Is there an easy way to tell whether a cubic or quartic polynomial is factorable over the integers?

Question

For a quadratic, it is easy to tell whether it is factorable. If the discriminant is a perfect square, the quadratic is factorable. Otherwise, the quadratic is not factorable. Is there anything similar for cubic and quartic polynomials? For a cubic, the only method that I can think of is to use the rational root theorem. If every possible root fails, the cubic is not factorable since it must contain at least one linear factor. However, this can take a while to verify that the cubic is indeed non-factorable, especially if both the constant and leading coefficient has a lot of factors.
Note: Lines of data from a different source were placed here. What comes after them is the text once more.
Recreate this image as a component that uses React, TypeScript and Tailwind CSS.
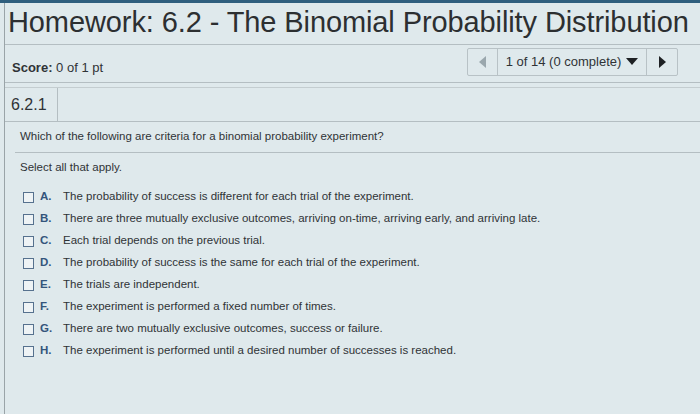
import React from 'react';

const options = [
  { key: 'A', text: 'The probability of success is different for each trial of the experiment.' },
  { key: 'B', text: 'There are three mutually exclusive outcomes, arriving on-time, arriving early, and arriving late.' },
  { key: 'C', text: 'Each trial depends on the previous trial.' },
  { key: 'D', text: 'The probability of success is the same for each trial of the experiment.' },
  { key: 'E', text: 'The trials are independent.' },
  { key: 'F', text: 'The experiment is performed a fixed number of times.' },
  { key: 'G', text: 'There are two mutually exclusive outcomes, success or failure.' },
  { key: 'H', text: 'The experiment is performed until a desired number of successes is reached.' },
];

export default function App() {
  return (
    <div
      className="w-[700px] h-[414px] overflow-hidden bg-[#dfe9ec] text-[#2f3336] border-t-[3px] border-[#2f5f7e]"
      style={{ fontFamily: '"Liberation Sans", Arial, sans-serif' }}
    >
      <div className="ml-[4px] h-full border-l border-[#9aa4a8] flex flex-col">
        <h1 className="pl-[3px] pt-[1px] h-[42px] text-[29px] leading-[36px] text-[#2c2f31] tracking-[-0.1px] border-b border-[#b4bec2] whitespace-nowrap">
          Homework: 6.2 - The Binomial Probability Distribution
        </h1>

        <div className="h-[38px] flex items-center justify-between pl-[7px] pr-[22px] border-b border-[#b4bec2]">
          <div className="text-[13px] pt-[8px]">
            <span className="font-bold">Score:</span> 0 of 1 pt
          </div>
          <div className="flex h-[28px] mb-[4px] border border-[#b8c2c6] rounded-[2px] text-[13px]">
            <div className="w-[30px] flex items-center justify-center border-r border-[#b8c2c6]">
              <span className="w-0 h-0 border-y-[6px] border-y-transparent border-r-[7px] border-r-[#9aa7ad]" />
            </div>
            <div className="w-[149px] flex items-center justify-center gap-[5px] border-r border-[#b8c2c6]">
              <span>1 of 14 (0 complete)</span>
              <span className="w-0 h-0 border-x-[6px] border-x-transparent border-t-[7px] border-t-[#1e2124]" />
            </div>
            <div className="w-[30px] flex items-center justify-center">
              <span className="w-0 h-0 border-y-[6px] border-y-transparent border-l-[7px] border-l-[#1e2124]" />
            </div>
          </div>
        </div>

        <div className="h-[35px] mt-[4px] flex border-b border-[#b4bec2] border-t border-t-[#c4cdd0]">
          <div className="w-[53px] pl-[6px] flex items-center text-[16px] border-r border-[#b4bec2]">6.2.1</div>
        </div>

        <div className="pl-[10px]">
          <div className="h-[31px] pl-[5px] flex items-center text-[11.5px] border-b border-[#b4bec2]">
            Which of the following are criteria for a binomial probability experiment?
          </div>
          <div className="h-[30px] pl-[5px] flex items-center text-[11.5px]">Select all that apply.</div>

          <div className="mt-[3px] pl-[8px] flex flex-col">
            {options.map((o) => (
              <div key={o.key} className="h-[22px] flex items-center text-[11.5px]">
                <span className="w-[11px] h-[11px] border border-[#56718e] bg-[#eef3f5] mr-[6px]" />
                <span className="w-[23px] font-bold text-[#34557c]">{o.key}.</span>
                <span>{o.text}</span>
              </div>
            ))}
          </div>
        </div>
      </div>
    </div>
  );
}
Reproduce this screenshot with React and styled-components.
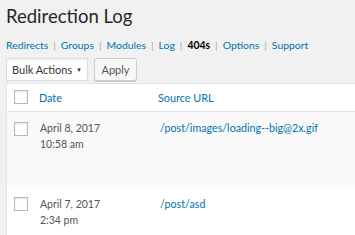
import React from "react";
import styled, { createGlobalStyle } from "styled-components";

const Global = createGlobalStyle`
  html, body { margin: 0; padding: 0; background: #f1f1f1; }
  body { font-family: Lato, "Open Sans", sans-serif; color: #444; overflow: hidden; }
  * { box-sizing: border-box; }
`;

const Wrap = styled.div`
  padding: 0 0 0 6px;
  width: 355px;
  height: 235px;
  overflow: hidden;
`;

const Title = styled.h1`
  margin: 0;
  padding-top: 3px;
  font-size: 18.5px;
  font-weight: 400;
  color: #23282d;
  line-height: 26px;
  height: 36px;
`;

const Nav = styled.ul`
  display: flex;
  margin: 0;
  padding: 0;
  list-style: none;
  font-size: 10.4px;
  line-height: 18px;
  color: #aaa;
  height: 22px;
  white-space: nowrap;
`;

const NavItem = styled.li`
  a {
    color: ${(p) => (p.$current ? "#000" : "#0073aa")};
    font-weight: ${(p) => (p.$current ? 700 : 400)};
    text-decoration: none;
  }
`;

const Sep = styled.span`
  padding: 0 5px 0 5px;
  color: #aaa;
`;

const Actions = styled.div`
  display: flex;
  gap: 6px;
  height: 25px;
  align-items: flex-start;
`;

const Select = styled.div`
  width: 82px;
  height: 23px;
  background: #fff;
  border: 1px solid #ddd;
  box-shadow: inset 0 1px 2px rgba(0, 0, 0, 0.07);
  display: flex;
  align-items: center;
  justify-content: space-between;
  padding: 0 5px 0 5px;
  font-size: 11px;
  color: #32373c;
  white-space: nowrap;
`;

const Caret = styled.span`
  font-size: 6px;
  color: #333;
`;

const Button = styled.div`
  width: 43px;
  height: 23px;
  background: #f7f7f7;
  border: 1px solid #ccc;
  border-radius: 3px;
  box-shadow: 0 1px 0 #ccc;
  display: flex;
  align-items: center;
  justify-content: center;
  font-size: 11px;
  color: #555;
`;

const Table = styled.div`
  background: #fff;
  border: 1px solid #e5e5e5;
  border-right: none;
  width: 360px;
`;

const Row = styled.div`
  display: grid;
  grid-template-columns: 32px 119px 1fr;
  background: ${(p) => (p.$alt ? "#f9f9f9" : "#fff")};
  height: ${(p) => p.$h}px;
  border-bottom: ${(p) => (p.$head ? "1px solid #e1e1e1" : "none")};
  align-items: start;
  padding-top: ${(p) => p.$pt}px;
`;

const Check = styled.span`
  display: block;
  width: 14px;
  height: 14px;
  margin-left: 7px;
  margin-top: ${(p) => p.$mt || 0}px;
  border: 1px solid #b4b9be;
  background: #fff;
  box-shadow: inset 0 1px 2px rgba(0, 0, 0, 0.1);
`;

const HeadLink = styled.a`
  color: #0073aa;
  font-size: 10.8px;
  line-height: 18px;
  text-decoration: none;
`;

const DateCell = styled.div`
  font-size: 10.5px;
  line-height: 16px;
  color: #555;
  padding-left: 1px;
`;

const Url = styled.a`
  color: #0073aa;
  font-size: 10.7px;
  line-height: 16px;
  text-decoration: none;
  padding-left: 2px;
`;

const links = ["Redirects", "Groups", "Modules", "Log", "404s", "Options", "Support"];

export default function App() {
  return (
    <>
      <Global />
      <Wrap>
        <Title>Redirection Log</Title>
        <Nav>
          {links.map((l, i) => (
            <NavItem key={l} $current={l === "404s"}>
              <a href="#">{l}</a>
              {i < links.length - 1 && <Sep>|</Sep>}
            </NavItem>
          ))}
        </Nav>
        <Actions>
          <Select>
            Bulk Actions <Caret>▼</Caret>
          </Select>
          <Button>Apply</Button>
        </Actions>
        <Table>
          <Row $head $h={28} $pt={5}>
            <Check $mt={1} />
            <HeadLink>Date</HeadLink>
            <HeadLink>Source URL</HeadLink>
          </Row>
          <Row $alt $h={75} $pt={8}>
            <Check $mt={2} />
            <DateCell>
              April 8, 2017
              <br />
              10:58 am
            </DateCell>
            <Url href="#">/post/images/loading--big@2x.gif</Url>
          </Row>
          <Row $h={60} $pt={9}>
            <Check $mt={1} />
            <DateCell>
              April 7, 2017
              <br />
              2:34 pm
            </DateCell>
            <Url href="#">/post/asd</Url>
          </Row>
        </Table>
      </Wrap>
    </>
  );
}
Is there any easy value to compute, such as the quadratic discriminant, that will make it obvious whether the cubic is factorable over the integers? As far as I can tell, the cubic discriminant does not give any information on whether the cubic is factorable or not. For quartics, the situation is even harder. Even if the rational root theorem fails, it may still be factorable into two quadratics. Is there any easy value to compute for the quartic to determine whether it is factorable over the integers?

Answer 1

There isn't a one-size-fits-all solution. There are strategies that one could try, for example reduction modulo a prime or a prime power. There are some well known criteria for detecting whether a polynomial is not factorable over the integers/rational numbers, for example:

• Eisenstein's criterion: if $f=a_nx^n+\dots+a_1x+a_0$ is a polynomial with integer coefficients and $p$ a prime that divides all coefficients except $a_n$, $p$ does not divide $a_n$ and $p^2$ does not divide $a_0$, then $f$ is irreducible over the rational numbers.
• Reduction modulo a prime: let $f$ be a polynomial with integer coefficients and $\overline f$ obtained from $f$ by reducing the coefficinets of $f$ modulo a prime number $p$. If $\deg{\overline{f}}=\deg{f}$ and $\overline{f}$ is irreducible over the finite field $\mathbb Z_p$, then $f$ is irreducible over the rationals.

An example that defeats both criteria is $f = x^4 + 1$. This polynomial is clearly irreducible over the rationals, however Eisenstein's criterion can't be applied. Furthermore, for any prime $p$ the reduction $\overline{f}=f \operatorname{mod} p$ is reducible in $\mathbb Z_p$ but $f$ is irreducible.

There are algorithmic solutions like Berlekamp's algorithm, or the Cantor–Zassenhaus algorithm.

Out of all of these, the rational root test is often going to be simplest approach, unless the number of candidates to be tested is obscenely large.